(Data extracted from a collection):
----------------------------------------

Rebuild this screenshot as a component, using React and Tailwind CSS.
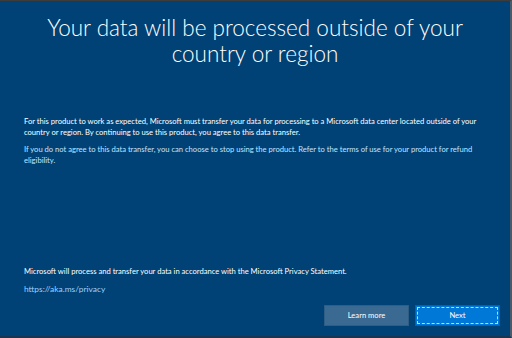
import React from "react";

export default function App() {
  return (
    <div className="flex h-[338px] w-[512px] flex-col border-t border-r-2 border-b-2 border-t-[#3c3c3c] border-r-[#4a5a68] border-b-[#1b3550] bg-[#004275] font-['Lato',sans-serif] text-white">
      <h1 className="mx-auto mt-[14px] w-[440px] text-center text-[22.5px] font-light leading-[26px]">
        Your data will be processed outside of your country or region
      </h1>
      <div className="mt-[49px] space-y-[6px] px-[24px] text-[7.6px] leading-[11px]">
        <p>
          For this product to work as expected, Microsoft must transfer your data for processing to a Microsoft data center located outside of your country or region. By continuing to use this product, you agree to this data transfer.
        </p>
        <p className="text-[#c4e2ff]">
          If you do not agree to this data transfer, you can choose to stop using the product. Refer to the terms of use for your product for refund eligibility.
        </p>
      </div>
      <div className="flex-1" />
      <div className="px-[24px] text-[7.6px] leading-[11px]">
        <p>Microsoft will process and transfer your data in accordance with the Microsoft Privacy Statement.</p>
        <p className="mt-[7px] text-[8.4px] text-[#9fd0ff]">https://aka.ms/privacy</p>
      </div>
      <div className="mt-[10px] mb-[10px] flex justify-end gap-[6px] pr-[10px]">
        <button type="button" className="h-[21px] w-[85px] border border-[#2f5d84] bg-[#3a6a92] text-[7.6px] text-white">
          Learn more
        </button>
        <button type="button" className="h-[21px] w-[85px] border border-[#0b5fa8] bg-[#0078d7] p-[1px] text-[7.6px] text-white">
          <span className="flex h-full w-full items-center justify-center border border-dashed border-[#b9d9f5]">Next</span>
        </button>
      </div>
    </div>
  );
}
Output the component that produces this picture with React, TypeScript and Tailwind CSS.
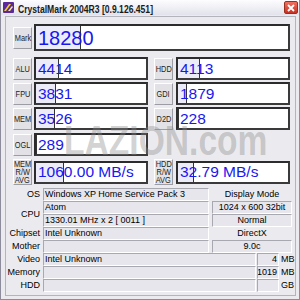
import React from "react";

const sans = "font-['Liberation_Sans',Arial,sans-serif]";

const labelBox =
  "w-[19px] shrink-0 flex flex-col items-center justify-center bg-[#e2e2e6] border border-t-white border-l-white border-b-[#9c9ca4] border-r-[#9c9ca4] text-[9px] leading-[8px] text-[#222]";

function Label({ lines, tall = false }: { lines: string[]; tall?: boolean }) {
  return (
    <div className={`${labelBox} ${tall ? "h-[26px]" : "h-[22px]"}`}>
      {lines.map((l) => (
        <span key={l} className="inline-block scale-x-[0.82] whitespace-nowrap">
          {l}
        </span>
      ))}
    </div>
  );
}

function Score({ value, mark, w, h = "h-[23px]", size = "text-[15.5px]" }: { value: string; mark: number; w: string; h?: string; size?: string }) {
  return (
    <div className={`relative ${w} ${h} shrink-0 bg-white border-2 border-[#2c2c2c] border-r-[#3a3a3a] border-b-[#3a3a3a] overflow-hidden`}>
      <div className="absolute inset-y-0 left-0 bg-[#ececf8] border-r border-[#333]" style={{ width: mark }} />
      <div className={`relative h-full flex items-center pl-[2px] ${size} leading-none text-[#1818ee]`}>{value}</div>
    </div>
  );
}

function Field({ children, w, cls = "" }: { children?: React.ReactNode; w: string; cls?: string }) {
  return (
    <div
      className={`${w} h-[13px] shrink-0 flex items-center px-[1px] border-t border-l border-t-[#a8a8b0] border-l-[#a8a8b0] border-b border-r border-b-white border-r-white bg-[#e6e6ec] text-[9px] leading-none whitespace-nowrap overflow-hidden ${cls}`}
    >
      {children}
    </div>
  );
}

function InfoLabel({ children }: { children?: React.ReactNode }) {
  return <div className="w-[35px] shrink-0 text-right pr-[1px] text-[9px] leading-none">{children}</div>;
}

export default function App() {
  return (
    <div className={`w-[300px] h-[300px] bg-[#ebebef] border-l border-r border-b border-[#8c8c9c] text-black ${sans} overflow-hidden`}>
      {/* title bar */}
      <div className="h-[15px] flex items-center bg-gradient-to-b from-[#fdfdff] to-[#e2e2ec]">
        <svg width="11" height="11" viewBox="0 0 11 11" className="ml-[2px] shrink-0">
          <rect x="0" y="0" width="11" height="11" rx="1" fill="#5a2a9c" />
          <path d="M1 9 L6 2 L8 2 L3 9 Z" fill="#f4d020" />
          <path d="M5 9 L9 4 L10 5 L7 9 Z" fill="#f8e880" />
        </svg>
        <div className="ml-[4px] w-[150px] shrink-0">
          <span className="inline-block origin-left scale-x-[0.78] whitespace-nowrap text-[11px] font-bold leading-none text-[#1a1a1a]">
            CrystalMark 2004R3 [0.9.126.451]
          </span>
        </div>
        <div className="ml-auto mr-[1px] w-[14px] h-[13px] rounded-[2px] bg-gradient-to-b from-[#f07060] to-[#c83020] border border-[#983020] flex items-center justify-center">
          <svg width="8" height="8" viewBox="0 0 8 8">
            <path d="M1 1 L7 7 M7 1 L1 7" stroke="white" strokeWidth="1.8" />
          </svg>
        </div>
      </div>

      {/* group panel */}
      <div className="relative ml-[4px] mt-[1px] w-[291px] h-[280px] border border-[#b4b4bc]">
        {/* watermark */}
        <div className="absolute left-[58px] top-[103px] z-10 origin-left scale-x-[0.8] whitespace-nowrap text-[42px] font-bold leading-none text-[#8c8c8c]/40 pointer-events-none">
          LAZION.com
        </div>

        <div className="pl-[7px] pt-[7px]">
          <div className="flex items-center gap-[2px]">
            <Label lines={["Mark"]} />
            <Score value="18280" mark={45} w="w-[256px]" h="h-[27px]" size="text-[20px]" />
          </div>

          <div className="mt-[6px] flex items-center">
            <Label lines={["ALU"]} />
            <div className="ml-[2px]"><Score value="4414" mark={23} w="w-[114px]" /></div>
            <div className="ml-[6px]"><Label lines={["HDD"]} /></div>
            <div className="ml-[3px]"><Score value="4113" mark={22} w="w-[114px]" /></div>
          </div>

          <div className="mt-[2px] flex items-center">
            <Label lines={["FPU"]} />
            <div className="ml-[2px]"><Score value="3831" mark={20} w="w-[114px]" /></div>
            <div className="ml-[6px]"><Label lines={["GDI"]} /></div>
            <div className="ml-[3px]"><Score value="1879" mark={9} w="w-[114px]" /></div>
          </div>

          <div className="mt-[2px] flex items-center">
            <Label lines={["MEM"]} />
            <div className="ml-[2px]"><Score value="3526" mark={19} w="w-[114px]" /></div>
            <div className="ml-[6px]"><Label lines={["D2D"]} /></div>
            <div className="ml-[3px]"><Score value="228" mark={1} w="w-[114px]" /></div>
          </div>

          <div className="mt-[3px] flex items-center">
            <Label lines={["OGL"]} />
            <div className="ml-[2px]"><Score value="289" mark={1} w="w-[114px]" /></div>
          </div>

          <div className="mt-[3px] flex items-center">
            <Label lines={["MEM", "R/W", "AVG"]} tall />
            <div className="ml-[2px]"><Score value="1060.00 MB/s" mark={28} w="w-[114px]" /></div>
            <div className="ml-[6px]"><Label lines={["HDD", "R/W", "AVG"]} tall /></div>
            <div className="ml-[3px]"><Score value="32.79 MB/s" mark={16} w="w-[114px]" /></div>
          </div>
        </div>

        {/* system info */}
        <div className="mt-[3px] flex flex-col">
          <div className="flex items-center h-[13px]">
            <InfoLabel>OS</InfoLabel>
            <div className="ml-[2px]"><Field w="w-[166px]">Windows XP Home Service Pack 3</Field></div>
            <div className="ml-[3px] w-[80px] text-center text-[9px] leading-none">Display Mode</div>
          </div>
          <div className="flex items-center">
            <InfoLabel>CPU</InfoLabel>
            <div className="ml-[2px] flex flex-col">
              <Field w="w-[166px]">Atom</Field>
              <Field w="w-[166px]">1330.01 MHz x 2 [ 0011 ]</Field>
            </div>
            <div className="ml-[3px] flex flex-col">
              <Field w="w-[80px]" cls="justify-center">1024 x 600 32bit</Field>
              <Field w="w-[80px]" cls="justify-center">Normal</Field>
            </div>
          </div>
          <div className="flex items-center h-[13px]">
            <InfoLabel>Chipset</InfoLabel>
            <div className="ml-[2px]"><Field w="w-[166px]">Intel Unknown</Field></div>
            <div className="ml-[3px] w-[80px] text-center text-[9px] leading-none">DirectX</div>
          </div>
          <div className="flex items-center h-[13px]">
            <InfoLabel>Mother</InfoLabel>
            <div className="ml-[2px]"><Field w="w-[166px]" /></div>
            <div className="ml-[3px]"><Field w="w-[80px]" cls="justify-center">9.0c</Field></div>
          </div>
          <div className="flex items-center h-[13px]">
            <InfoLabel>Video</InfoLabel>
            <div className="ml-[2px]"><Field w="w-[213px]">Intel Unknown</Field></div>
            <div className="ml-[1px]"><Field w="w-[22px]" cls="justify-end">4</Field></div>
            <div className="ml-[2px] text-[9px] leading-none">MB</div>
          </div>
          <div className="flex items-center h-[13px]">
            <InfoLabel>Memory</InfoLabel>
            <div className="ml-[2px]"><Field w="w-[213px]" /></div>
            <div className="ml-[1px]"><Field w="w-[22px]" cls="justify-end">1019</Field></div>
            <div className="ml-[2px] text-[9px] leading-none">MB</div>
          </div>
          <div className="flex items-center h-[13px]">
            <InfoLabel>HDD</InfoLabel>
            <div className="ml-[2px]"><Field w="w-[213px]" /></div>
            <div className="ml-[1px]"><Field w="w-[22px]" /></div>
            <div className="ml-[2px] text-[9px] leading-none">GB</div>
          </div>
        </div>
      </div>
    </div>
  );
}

----------------------------------------

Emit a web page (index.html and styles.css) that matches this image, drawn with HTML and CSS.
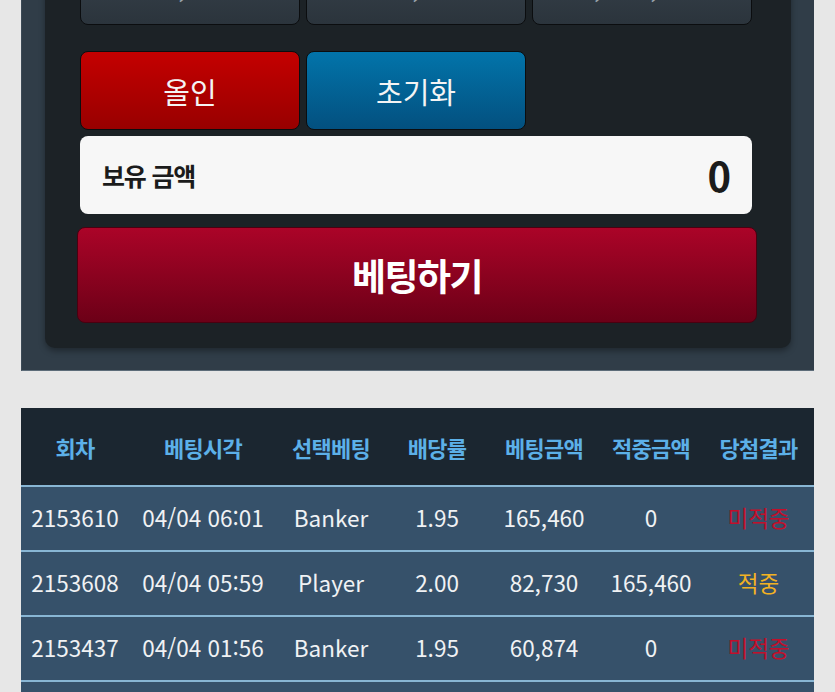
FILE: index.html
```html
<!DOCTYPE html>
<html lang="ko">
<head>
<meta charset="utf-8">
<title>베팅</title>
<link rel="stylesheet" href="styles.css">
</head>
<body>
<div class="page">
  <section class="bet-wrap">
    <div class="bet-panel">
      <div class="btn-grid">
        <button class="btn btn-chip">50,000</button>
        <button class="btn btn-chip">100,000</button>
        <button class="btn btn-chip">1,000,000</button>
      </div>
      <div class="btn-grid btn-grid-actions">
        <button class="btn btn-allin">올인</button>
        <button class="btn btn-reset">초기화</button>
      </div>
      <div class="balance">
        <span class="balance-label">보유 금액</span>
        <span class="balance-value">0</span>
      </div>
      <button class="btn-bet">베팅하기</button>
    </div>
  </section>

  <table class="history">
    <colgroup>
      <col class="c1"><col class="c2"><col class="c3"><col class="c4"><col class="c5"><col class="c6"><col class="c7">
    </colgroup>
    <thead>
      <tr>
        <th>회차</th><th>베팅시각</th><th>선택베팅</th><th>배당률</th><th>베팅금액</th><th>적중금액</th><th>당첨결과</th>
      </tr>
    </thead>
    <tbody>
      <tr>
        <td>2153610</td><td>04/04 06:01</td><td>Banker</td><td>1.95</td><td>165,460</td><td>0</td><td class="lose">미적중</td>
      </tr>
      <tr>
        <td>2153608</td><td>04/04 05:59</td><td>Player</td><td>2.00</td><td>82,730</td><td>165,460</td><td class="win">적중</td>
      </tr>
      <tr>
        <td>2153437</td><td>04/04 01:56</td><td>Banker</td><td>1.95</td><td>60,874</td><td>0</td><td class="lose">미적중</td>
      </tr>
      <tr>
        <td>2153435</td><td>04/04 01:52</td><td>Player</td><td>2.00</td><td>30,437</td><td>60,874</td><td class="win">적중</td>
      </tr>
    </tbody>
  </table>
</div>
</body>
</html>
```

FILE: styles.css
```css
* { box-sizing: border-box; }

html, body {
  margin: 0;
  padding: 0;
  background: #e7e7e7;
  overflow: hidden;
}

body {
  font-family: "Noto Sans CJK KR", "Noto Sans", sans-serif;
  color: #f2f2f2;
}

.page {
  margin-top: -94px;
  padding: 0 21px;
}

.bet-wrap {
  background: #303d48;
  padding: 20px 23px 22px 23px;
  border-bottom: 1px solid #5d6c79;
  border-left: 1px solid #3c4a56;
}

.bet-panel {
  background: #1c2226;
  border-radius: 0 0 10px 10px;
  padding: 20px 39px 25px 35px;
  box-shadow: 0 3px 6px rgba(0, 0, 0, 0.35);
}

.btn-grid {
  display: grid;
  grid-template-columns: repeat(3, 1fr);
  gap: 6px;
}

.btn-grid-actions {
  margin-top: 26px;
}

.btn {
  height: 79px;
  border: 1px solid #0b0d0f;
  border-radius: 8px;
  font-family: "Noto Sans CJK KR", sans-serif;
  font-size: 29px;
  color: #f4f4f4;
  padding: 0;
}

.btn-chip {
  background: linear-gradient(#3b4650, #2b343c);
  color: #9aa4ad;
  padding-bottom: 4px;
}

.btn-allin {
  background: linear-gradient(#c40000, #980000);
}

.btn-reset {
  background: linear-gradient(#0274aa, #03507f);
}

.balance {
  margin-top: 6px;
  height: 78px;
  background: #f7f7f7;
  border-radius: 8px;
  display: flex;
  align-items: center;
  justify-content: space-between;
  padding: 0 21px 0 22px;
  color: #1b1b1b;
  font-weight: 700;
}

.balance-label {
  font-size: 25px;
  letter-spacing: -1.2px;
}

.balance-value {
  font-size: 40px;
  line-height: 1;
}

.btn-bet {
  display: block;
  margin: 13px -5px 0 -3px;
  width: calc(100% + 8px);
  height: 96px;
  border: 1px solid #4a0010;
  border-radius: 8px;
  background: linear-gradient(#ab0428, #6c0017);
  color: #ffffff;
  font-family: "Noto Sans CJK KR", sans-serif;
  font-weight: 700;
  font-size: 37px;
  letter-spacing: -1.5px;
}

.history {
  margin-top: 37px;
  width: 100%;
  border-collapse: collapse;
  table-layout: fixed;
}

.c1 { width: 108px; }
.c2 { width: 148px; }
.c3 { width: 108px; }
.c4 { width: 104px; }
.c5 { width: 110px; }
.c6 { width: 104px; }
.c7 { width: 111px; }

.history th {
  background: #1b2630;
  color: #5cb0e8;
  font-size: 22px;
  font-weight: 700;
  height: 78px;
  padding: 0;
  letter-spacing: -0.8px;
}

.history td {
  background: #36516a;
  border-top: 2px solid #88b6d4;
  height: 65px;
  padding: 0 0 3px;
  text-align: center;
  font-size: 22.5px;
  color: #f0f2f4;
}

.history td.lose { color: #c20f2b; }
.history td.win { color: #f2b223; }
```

----------------------------------------

(YOUR OBJECTIVE): Count every line bearing the word "page"; report the total only.

(SOLVED PROBLEM): 3